▶ **What you need to do**:
Return the material word for word. Do not include the pictures.

▶ **Provided records**:
-=-=-

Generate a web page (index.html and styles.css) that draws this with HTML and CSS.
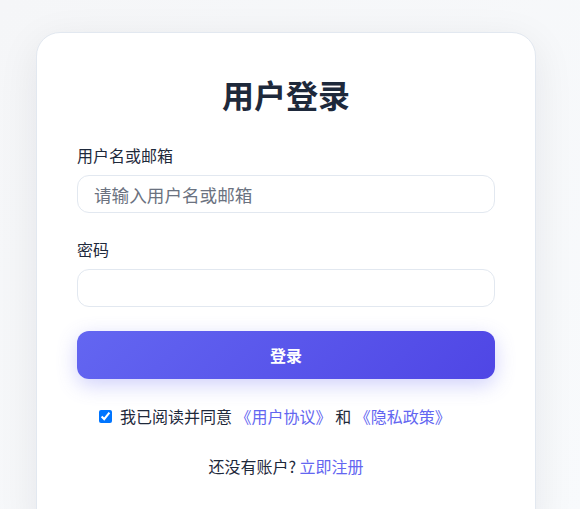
FILE: index.html
```html
<!DOCTYPE html>
<html lang="zh-CN">
  <head>
    <meta charset="UTF-8" />
    <title>用户登录</title>
    <link rel="stylesheet" href="styles.css">
  </head>
  <body>
    <div class="login-card">
      <h1 class="title">用户登录</h1>
      <form class="login-form">
        <div class="field">
          <label for="username">用户名或邮箱</label>
          <input id="username" type="text" placeholder="请输入用户名或邮箱" />
        </div>
        <div class="field">
          <label for="password">密码</label>
          <input id="password" type="password" />
        </div>
        <button type="button" class="login-btn">登录</button>
        <div class="agree">
          <input id="agree" type="checkbox" checked />
          <label for="agree">我已阅读并同意 <a href="#">《用户协议》</a> 和 <a href="#">《隐私政策》</a></label>
        </div>
        <p class="register">还没有账户? <a href="#">立即注册</a></p>
      </form>
    </div>
  </body>
</html>
```

FILE: styles.css
```css
body {
  margin: 0;
  padding: 32px 8px 0 0;
  min-height: 509px;
  box-sizing: border-box;
  font-family: "Noto Sans CJK SC", "Liberation Sans", sans-serif;
  background: linear-gradient(135deg, #f5f6f8 0%, #f8fafc 100%);
  display: flex;
  justify-content: center;
  align-items: flex-start;
  color: #1e293b;
}

.login-card {
  width: 500px;
  box-sizing: border-box;
  background: #fff;
  border: 1px solid #e2e8f0;
  border-radius: 24px;
  padding: 37px 40px 60px;
  box-shadow: 0 10px 40px rgba(15, 23, 42, 0.08);
}

.title {
  margin: 0 0 25px;
  text-align: center;
  font-size: 32px;
  font-weight: 700;
  line-height: 48px;
  color: #1e293b;
}

.field {
  display: flex;
  flex-direction: column;
  margin-bottom: 24px;
}

.field label {
  font-size: 16px;
  line-height: 24px;
  margin-bottom: 8px;
  color: #1e293b;
}

.field input {
  height: 38px;
  box-sizing: border-box;
  border: 1px solid #e2e8f0;
  border-radius: 12px;
  padding: 0 16px;
  font-family: inherit;
  font-size: 17.6px;
  color: #1e293b;
  outline: none;
}

.field input::placeholder {
  color: #6b7280;
}

.login-btn {
  display: block;
  width: 100%;
  height: 48px;
  border: none;
  border-radius: 12px;
  background: linear-gradient(135deg, #6366f1 0%, #4f46e5 100%);
  color: #fff;
  font-family: inherit;
  font-size: 16px;
  font-weight: 700;
  box-shadow: 0 6px 20px rgba(99, 102, 241, 0.3);
}

.agree {
  display: flex;
  align-items: center;
  padding-left: 22px;
  margin-top: 25px;
  font-size: 16px;
  line-height: 24px;
}

.agree input {
  width: 13px;
  height: 13px;
  margin: 0 8px 0 0;
}

a {
  color: #6366f1;
  text-decoration: none;
}

.register {
  margin: 26px 0 0;
  text-align: center;
  font-size: 16px;
  line-height: 24px;
}
```
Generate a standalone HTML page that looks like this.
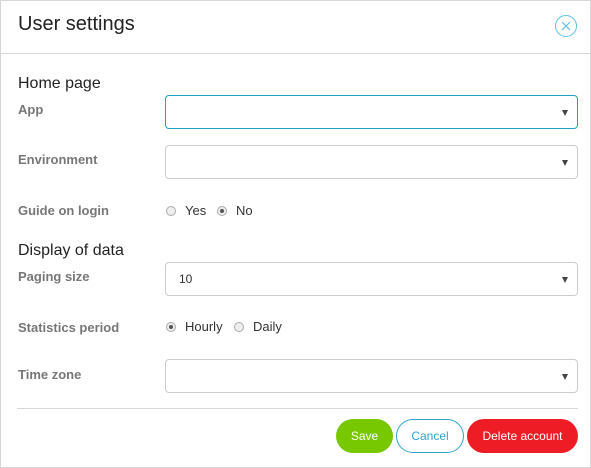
<!DOCTYPE html><html><head><style>
body{margin:0;width:591px;height:468px;background:#fff;font-family:"Liberation Sans",sans-serif;position:relative;overflow:hidden}
.a{position:absolute}
.frame{left:0;top:0;width:589px;height:466px;border:1px solid #d6d6d6}
.lbl{font-size:13px;font-weight:bold;color:#777;left:18px}
.sec{font-size:16px;color:#222;left:18px}
.sel{left:165px;height:34px;border:1px solid #ccc;border-radius:4px;box-sizing:border-box;width:413px}
.sel::after{content:"";position:absolute;right:9px;top:14px;border-left:3.5px solid transparent;border-right:3.5px solid transparent;border-top:6px solid #444}
.rad{width:10px;height:10px;border:1px solid #aaa;border-radius:50%;background:#eee;box-sizing:border-box}
.rad.on::after{content:"";position:absolute;left:2px;top:2px;width:4px;height:4px;border-radius:50%;background:#555}
.t{font-size:13px;color:#333}
.btn{height:34px;border-radius:17px;font-size:12px;line-height:34px;text-align:center;box-sizing:border-box;top:419px}
</style></head><body>
<div class="a frame"></div>
<div class="a" style="left:18px;top:13px;font-size:20px;color:#222">User settings</div>
<div class="a" style="left:555px;top:15px;width:20px;height:20px;border:1px solid #5bc0de;border-radius:50%"><svg width="20" height="20" style="position:absolute;left:0;top:0"><path d="M6 6L14 14M14 6L6 14" stroke="#5bc0de" stroke-width="1.2"/></svg></div>
<div class="a" style="left:1px;top:53px;width:589px;height:1px;background:#d6d6d6"></div>
<div class="a sec" style="top:75px">Home page</div>
<div class="a lbl" style="top:102px">App</div>
<div class="a sel" style="top:95px;border-color:#1fa0c8"></div>
<div class="a lbl" style="top:152px">Environment</div>
<div class="a sel" style="top:145px"></div>
<div class="a lbl" style="top:203px">Guide on login</div>
<div class="a rad" style="left:166px;top:206px"></div><div class="a t" style="left:185px;top:203px">Yes</div>
<div class="a rad on" style="left:217px;top:206px"></div><div class="a t" style="left:236px;top:203px">No</div>
<div class="a sec" style="top:242px">Display of data</div>
<div class="a lbl" style="top:269px">Paging size</div>
<div class="a sel" style="top:262px"><span class="t" style="position:absolute;left:13px;top:9px;font-size:12px">10</span></div>
<div class="a lbl" style="top:320px">Statistics period</div>
<div class="a rad on" style="left:166px;top:322px"></div><div class="a t" style="left:185px;top:319px">Hourly</div>
<div class="a rad" style="left:234px;top:322px"></div><div class="a t" style="left:253px;top:319px">Daily</div>
<div class="a lbl" style="top:367px">Time zone</div>
<div class="a sel" style="top:359px"></div>
<div class="a" style="left:17px;top:408px;width:561px;height:1px;background:#d6d6d6"></div>
<div class="a btn" style="left:336px;width:57px;background:#78c800;color:#fff">Save</div>
<div class="a btn" style="left:396px;width:68px;border:1px solid #2fa4d0;color:#2fa4d0;line-height:32px">Cancel</div>
<div class="a btn" style="left:467px;width:111px;background:#ee1c25;color:#fff">Delete account</div>
</body></html>
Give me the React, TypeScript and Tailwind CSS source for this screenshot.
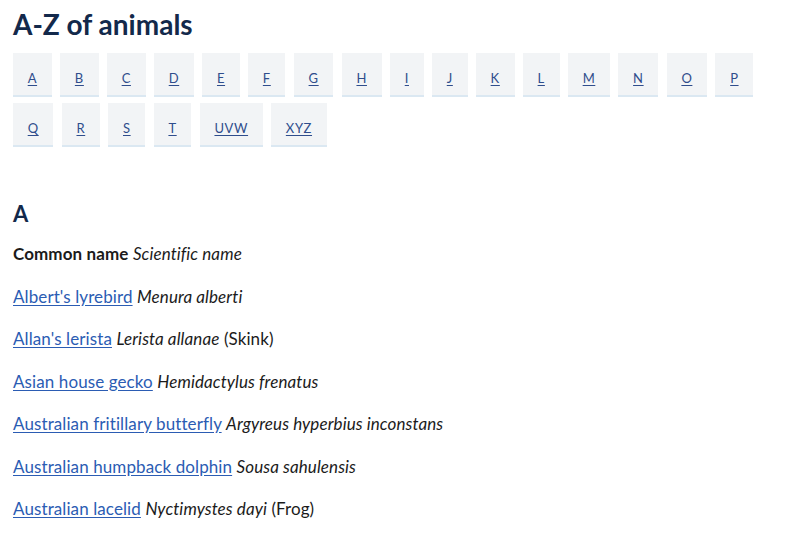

-=-=-

▶ **Full output**:
Generate a web page (index.html and styles.css) that draws this with HTML and CSS.
FILE: index.html
```html
<!DOCTYPE html>
<html lang="zh-CN">
  <head>
    <meta charset="UTF-8" />
    <title>用户登录</title>
    <link rel="stylesheet" href="styles.css">
  </head>
  <body>
    <div class="login-card">
      <h1 class="title">用户登录</h1>
      <form class="login-form">
        <div class="field">
          <label for="username">用户名或邮箱</label>
          <input id="username" type="text" placeholder="请输入用户名或邮箱" />
        </div>
        <div class="field">
          <label for="password">密码</label>
          <input id="password" type="password" />
        </div>
        <button type="button" class="login-btn">登录</button>
        <div class="agree">
          <input id="agree" type="checkbox" checked />
          <label for="agree">我已阅读并同意 <a href="#">《用户协议》</a> 和 <a href="#">《隐私政策》</a></label>
        </div>
        <p class="register">还没有账户? <a href="#">立即注册</a></p>
      </form>
    </div>
  </body>
</html>
```

FILE: styles.css
```css
body {
  margin: 0;
  padding: 32px 8px 0 0;
  min-height: 509px;
  box-sizing: border-box;
  font-family: "Noto Sans CJK SC", "Liberation Sans", sans-serif;
  background: linear-gradient(135deg, #f5f6f8 0%, #f8fafc 100%);
  display: flex;
  justify-content: center;
  align-items: flex-start;
  color: #1e293b;
}

.login-card {
  width: 500px;
  box-sizing: border-box;
  background: #fff;
  border: 1px solid #e2e8f0;
  border-radius: 24px;
  padding: 37px 40px 60px;
  box-shadow: 0 10px 40px rgba(15, 23, 42, 0.08);
}

.title {
  margin: 0 0 25px;
  text-align: center;
  font-size: 32px;
  font-weight: 700;
  line-height: 48px;
  color: #1e293b;
}

.field {
  display: flex;
  flex-direction: column;
  margin-bottom: 24px;
}

.field label {
  font-size: 16px;
  line-height: 24px;
  margin-bottom: 8px;
  color: #1e293b;
}

.field input {
  height: 38px;
  box-sizing: border-box;
  border: 1px solid #e2e8f0;
  border-radius: 12px;
  padding: 0 16px;
  font-family: inherit;
  font-size: 17.6px;
  color: #1e293b;
  outline: none;
}

.field input::placeholder {
  color: #6b7280;
}

.login-btn {
  display: block;
  width: 100%;
  height: 48px;
  border: none;
  border-radius: 12px;
  background: linear-gradient(135deg, #6366f1 0%, #4f46e5 100%);
  color: #fff;
  font-family: inherit;
  font-size: 16px;
  font-weight: 700;
  box-shadow: 0 6px 20px rgba(99, 102, 241, 0.3);
}

.agree {
  display: flex;
  align-items: center;
  padding-left: 22px;
  margin-top: 25px;
  font-size: 16px;
  line-height: 24px;
}

.agree input {
  width: 13px;
  height: 13px;
  margin: 0 8px 0 0;
}

a {
  color: #6366f1;
  text-decoration: none;
}

.register {
  margin: 26px 0 0;
  text-align: center;
  font-size: 16px;
  line-height: 24px;
}
```
Generate a standalone HTML page that looks like this.
<!DOCTYPE html><html><head><style>
body{margin:0;width:591px;height:468px;background:#fff;font-family:"Liberation Sans",sans-serif;position:relative;overflow:hidden}
.a{position:absolute}
.frame{left:0;top:0;width:589px;height:466px;border:1px solid #d6d6d6}
.lbl{font-size:13px;font-weight:bold;color:#777;left:18px}
.sec{font-size:16px;color:#222;left:18px}
.sel{left:165px;height:34px;border:1px solid #ccc;border-radius:4px;box-sizing:border-box;width:413px}
.sel::after{content:"";position:absolute;right:9px;top:14px;border-left:3.5px solid transparent;border-right:3.5px solid transparent;border-top:6px solid #444}
.rad{width:10px;height:10px;border:1px solid #aaa;border-radius:50%;background:#eee;box-sizing:border-box}
.rad.on::after{content:"";position:absolute;left:2px;top:2px;width:4px;height:4px;border-radius:50%;background:#555}
.t{font-size:13px;color:#333}
.btn{height:34px;border-radius:17px;font-size:12px;line-height:34px;text-align:center;box-sizing:border-box;top:419px}
</style></head><body>
<div class="a frame"></div>
<div class="a" style="left:18px;top:13px;font-size:20px;color:#222">User settings</div>
<div class="a" style="left:555px;top:15px;width:20px;height:20px;border:1px solid #5bc0de;border-radius:50%"><svg width="20" height="20" style="position:absolute;left:0;top:0"><path d="M6 6L14 14M14 6L6 14" stroke="#5bc0de" stroke-width="1.2"/></svg></div>
<div class="a" style="left:1px;top:53px;width:589px;height:1px;background:#d6d6d6"></div>
<div class="a sec" style="top:75px">Home page</div>
<div class="a lbl" style="top:102px">App</div>
<div class="a sel" style="top:95px;border-color:#1fa0c8"></div>
<div class="a lbl" style="top:152px">Environment</div>
<div class="a sel" style="top:145px"></div>
<div class="a lbl" style="top:203px">Guide on login</div>
<div class="a rad" style="left:166px;top:206px"></div><div class="a t" style="left:185px;top:203px">Yes</div>
<div class="a rad on" style="left:217px;top:206px"></div><div class="a t" style="left:236px;top:203px">No</div>
<div class="a sec" style="top:242px">Display of data</div>
<div class="a lbl" style="top:269px">Paging size</div>
<div class="a sel" style="top:262px"><span class="t" style="position:absolute;left:13px;top:9px;font-size:12px">10</span></div>
<div class="a lbl" style="top:320px">Statistics period</div>
<div class="a rad on" style="left:166px;top:322px"></div><div class="a t" style="left:185px;top:319px">Hourly</div>
<div class="a rad" style="left:234px;top:322px"></div><div class="a t" style="left:253px;top:319px">Daily</div>
<div class="a lbl" style="top:367px">Time zone</div>
<div class="a sel" style="top:359px"></div>
<div class="a" style="left:17px;top:408px;width:561px;height:1px;background:#d6d6d6"></div>
<div class="a btn" style="left:336px;width:57px;background:#78c800;color:#fff">Save</div>
<div class="a btn" style="left:396px;width:68px;border:1px solid #2fa4d0;color:#2fa4d0;line-height:32px">Cancel</div>
<div class="a btn" style="left:467px;width:111px;background:#ee1c25;color:#fff">Delete account</div>
</body></html>
Give me the React, TypeScript and Tailwind CSS source for this screenshot.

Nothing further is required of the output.